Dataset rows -
▼
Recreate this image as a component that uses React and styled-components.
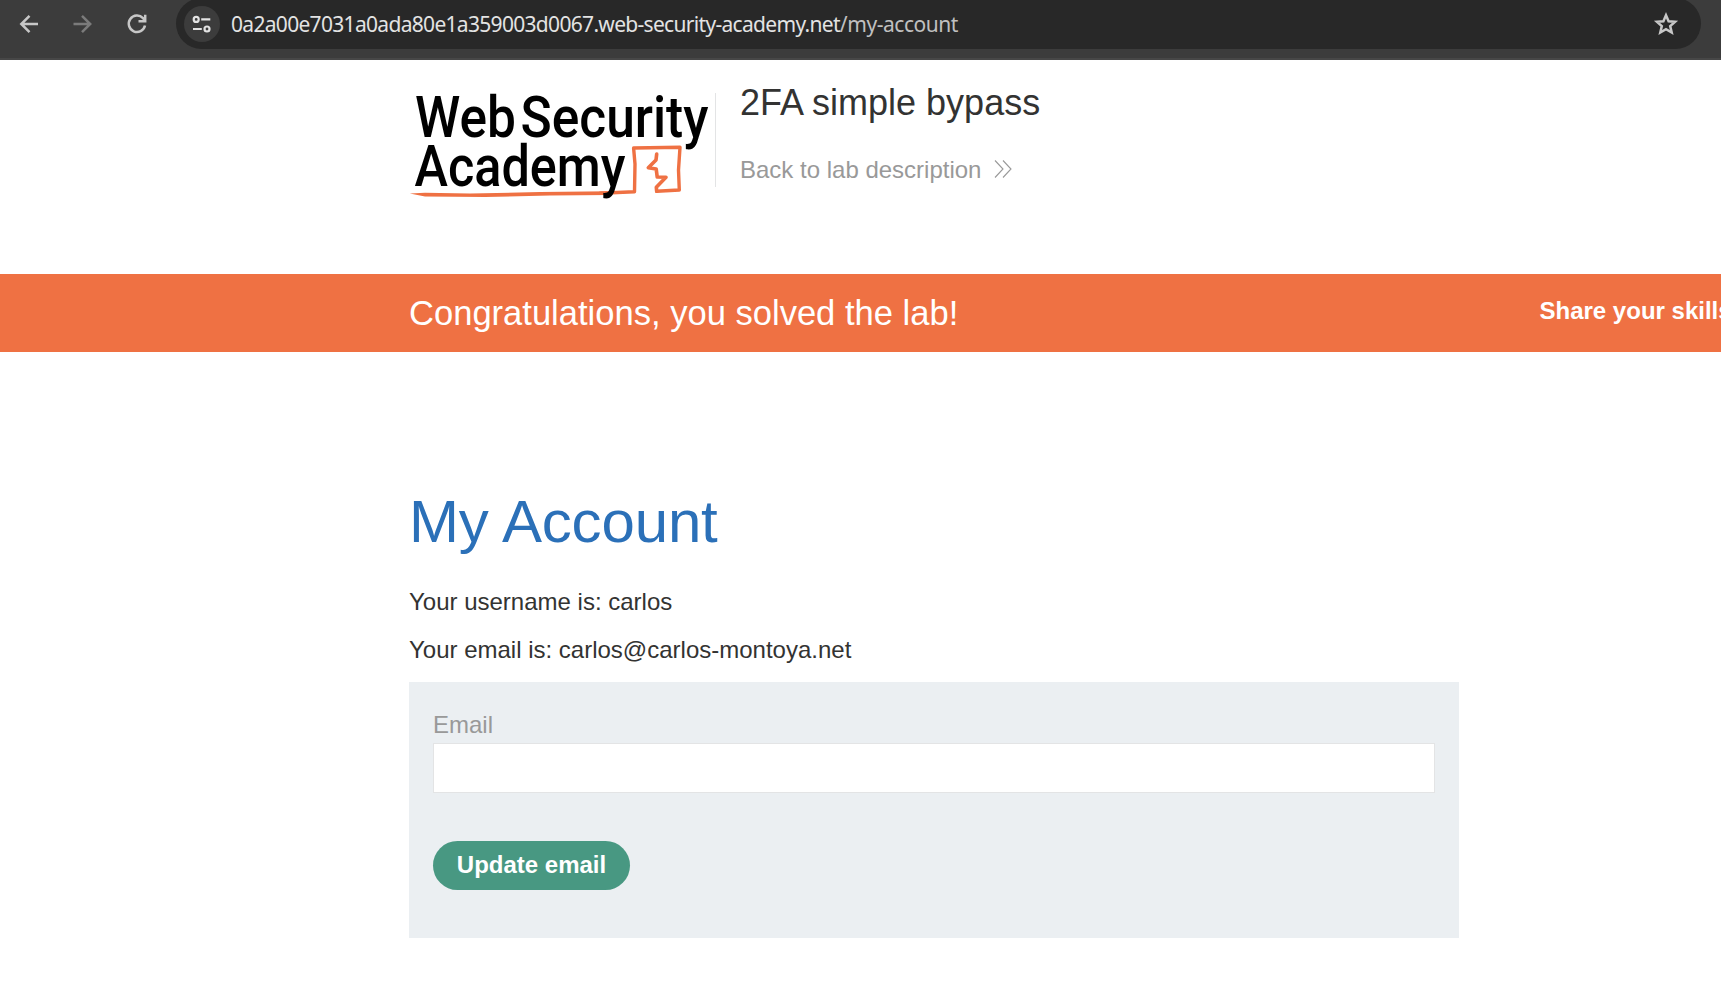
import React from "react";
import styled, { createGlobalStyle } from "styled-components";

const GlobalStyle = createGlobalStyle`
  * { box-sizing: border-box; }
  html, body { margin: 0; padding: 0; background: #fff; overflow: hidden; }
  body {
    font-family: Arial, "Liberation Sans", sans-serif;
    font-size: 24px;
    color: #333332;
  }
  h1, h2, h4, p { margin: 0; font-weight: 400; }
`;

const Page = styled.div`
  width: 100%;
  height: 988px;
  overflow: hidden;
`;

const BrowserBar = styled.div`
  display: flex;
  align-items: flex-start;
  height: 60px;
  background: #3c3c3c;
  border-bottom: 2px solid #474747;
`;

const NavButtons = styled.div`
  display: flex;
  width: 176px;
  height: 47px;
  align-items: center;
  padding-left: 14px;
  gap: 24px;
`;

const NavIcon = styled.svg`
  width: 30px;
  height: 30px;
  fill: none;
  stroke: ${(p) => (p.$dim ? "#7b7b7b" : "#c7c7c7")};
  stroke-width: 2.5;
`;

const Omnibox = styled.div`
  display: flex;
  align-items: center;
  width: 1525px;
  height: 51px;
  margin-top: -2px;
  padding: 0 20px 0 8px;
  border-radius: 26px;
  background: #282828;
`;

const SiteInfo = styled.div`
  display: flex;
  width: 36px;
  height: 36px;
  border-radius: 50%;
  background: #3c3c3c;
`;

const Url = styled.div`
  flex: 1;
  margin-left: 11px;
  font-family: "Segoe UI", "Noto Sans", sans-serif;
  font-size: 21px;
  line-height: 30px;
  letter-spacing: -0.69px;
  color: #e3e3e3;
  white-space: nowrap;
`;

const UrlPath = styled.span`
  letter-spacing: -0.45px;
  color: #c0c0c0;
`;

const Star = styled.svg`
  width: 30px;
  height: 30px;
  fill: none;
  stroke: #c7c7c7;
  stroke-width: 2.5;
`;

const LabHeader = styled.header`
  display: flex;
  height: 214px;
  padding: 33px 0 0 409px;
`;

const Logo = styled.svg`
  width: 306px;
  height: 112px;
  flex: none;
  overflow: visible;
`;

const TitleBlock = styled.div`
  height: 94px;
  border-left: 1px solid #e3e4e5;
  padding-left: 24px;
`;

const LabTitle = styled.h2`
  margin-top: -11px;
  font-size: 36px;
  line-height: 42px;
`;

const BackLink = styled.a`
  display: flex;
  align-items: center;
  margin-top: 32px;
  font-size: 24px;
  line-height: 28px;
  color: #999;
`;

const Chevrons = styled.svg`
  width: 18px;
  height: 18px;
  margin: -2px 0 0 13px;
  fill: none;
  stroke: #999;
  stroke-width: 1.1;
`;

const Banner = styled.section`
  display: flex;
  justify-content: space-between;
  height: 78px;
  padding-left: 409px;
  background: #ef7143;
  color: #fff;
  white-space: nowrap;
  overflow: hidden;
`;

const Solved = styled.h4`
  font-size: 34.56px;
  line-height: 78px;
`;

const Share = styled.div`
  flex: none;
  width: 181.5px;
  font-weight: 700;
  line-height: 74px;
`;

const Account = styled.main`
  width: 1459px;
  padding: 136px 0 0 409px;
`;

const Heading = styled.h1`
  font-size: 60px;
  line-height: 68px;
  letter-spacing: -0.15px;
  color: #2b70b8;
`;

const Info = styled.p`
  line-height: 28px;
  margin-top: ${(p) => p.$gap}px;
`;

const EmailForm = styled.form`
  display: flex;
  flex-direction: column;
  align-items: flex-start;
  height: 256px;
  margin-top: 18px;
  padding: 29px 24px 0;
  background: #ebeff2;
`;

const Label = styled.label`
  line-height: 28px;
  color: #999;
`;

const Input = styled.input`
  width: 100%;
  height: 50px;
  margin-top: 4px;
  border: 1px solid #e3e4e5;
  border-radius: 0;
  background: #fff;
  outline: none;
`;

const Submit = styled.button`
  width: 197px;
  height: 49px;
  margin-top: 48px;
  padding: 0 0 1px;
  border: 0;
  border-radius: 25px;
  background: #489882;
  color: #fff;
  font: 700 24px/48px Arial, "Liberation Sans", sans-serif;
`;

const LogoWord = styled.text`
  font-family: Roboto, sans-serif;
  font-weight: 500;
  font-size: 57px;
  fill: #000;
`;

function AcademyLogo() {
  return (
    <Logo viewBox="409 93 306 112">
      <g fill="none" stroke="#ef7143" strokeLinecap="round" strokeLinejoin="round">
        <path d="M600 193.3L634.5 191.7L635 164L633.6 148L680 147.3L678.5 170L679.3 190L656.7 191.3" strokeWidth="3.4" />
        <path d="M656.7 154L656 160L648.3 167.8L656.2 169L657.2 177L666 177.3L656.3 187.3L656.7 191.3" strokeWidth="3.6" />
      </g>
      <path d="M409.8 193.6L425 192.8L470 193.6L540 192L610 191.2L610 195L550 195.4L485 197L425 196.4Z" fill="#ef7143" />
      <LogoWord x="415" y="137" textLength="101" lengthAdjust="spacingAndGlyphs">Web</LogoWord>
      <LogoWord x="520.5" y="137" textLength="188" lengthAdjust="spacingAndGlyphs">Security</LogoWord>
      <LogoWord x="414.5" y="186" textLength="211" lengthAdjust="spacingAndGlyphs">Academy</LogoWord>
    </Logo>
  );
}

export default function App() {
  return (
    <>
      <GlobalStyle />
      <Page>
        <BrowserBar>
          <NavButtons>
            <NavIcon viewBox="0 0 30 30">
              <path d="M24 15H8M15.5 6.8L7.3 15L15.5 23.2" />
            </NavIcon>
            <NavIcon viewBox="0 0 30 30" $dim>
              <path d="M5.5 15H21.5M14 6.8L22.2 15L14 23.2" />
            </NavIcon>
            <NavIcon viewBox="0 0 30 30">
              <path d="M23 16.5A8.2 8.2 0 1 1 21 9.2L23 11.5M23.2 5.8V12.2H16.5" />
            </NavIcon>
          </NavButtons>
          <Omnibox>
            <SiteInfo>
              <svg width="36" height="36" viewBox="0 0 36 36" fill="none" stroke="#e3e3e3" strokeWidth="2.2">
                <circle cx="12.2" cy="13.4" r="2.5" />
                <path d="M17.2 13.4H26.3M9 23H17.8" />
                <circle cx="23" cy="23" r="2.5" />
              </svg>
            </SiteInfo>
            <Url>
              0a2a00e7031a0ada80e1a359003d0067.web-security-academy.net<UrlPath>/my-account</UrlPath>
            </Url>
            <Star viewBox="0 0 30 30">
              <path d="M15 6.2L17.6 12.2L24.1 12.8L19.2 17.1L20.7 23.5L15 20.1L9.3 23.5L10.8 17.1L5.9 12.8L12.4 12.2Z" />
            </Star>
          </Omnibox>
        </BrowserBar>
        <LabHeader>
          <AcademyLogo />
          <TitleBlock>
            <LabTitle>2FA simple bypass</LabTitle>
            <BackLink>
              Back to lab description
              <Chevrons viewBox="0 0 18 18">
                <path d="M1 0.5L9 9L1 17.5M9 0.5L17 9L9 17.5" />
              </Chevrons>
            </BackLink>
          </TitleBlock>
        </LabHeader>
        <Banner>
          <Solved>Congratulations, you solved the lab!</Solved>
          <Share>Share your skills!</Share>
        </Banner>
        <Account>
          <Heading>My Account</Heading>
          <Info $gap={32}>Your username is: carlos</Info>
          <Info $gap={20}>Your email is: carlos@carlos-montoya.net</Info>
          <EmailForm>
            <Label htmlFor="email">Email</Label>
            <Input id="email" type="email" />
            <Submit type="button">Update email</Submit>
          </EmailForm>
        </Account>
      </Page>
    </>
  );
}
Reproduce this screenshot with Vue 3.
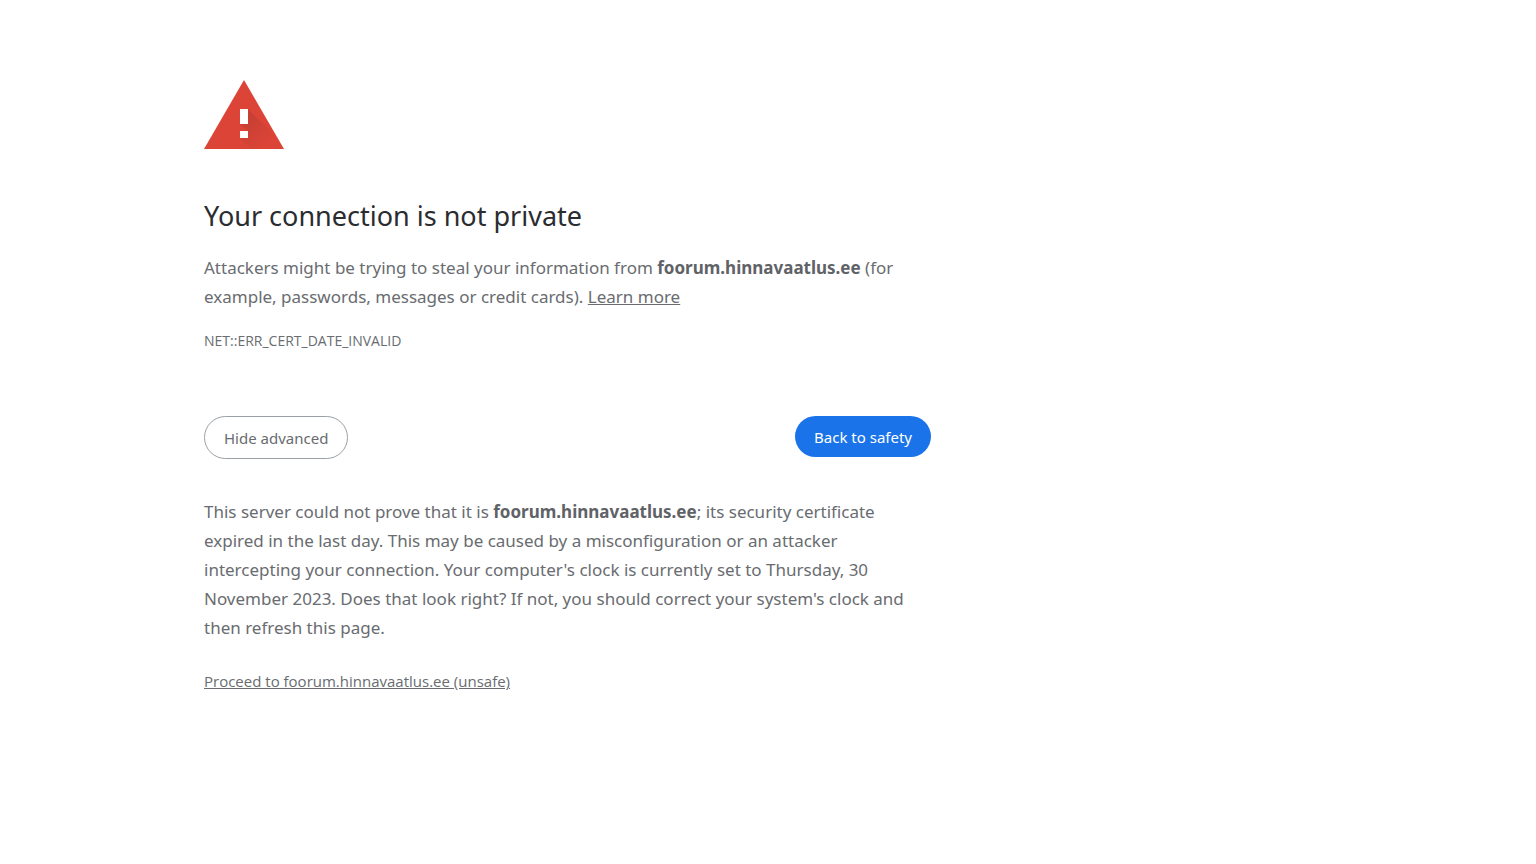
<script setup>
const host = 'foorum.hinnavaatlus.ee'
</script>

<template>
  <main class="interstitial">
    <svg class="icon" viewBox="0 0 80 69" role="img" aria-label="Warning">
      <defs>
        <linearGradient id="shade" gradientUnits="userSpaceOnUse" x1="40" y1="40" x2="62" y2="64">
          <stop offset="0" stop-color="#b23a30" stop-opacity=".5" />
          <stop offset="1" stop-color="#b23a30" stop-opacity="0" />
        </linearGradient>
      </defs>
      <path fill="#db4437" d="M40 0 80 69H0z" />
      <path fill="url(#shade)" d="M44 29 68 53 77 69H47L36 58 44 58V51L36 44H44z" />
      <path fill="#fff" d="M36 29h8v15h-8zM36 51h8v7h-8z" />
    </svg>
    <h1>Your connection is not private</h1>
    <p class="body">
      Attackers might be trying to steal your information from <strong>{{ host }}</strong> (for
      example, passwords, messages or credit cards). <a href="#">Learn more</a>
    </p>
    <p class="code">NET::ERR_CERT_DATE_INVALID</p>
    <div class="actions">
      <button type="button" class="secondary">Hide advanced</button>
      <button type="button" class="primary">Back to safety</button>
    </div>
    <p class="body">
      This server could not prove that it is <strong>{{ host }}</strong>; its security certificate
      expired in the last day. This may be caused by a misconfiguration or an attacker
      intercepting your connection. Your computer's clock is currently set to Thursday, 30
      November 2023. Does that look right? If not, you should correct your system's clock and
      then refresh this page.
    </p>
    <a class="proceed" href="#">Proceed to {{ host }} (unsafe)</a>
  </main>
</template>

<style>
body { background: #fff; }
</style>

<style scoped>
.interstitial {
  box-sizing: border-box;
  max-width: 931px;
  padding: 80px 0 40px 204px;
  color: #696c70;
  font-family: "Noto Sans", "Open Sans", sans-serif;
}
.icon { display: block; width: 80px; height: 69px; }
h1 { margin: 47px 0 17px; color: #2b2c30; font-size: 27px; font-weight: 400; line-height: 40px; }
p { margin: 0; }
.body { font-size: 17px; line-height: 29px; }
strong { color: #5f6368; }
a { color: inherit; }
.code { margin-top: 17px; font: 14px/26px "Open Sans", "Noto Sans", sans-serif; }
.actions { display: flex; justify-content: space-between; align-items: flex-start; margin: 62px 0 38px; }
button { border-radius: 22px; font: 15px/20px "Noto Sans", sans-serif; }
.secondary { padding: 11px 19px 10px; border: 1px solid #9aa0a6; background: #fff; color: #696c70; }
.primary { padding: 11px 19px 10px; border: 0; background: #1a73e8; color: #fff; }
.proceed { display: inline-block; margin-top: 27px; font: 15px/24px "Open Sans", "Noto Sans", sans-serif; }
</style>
▲
YOUR OBJECTIVE - Only the number is wanted: how many lines in the entries above contain the string "that"?

THE ANSWER - 3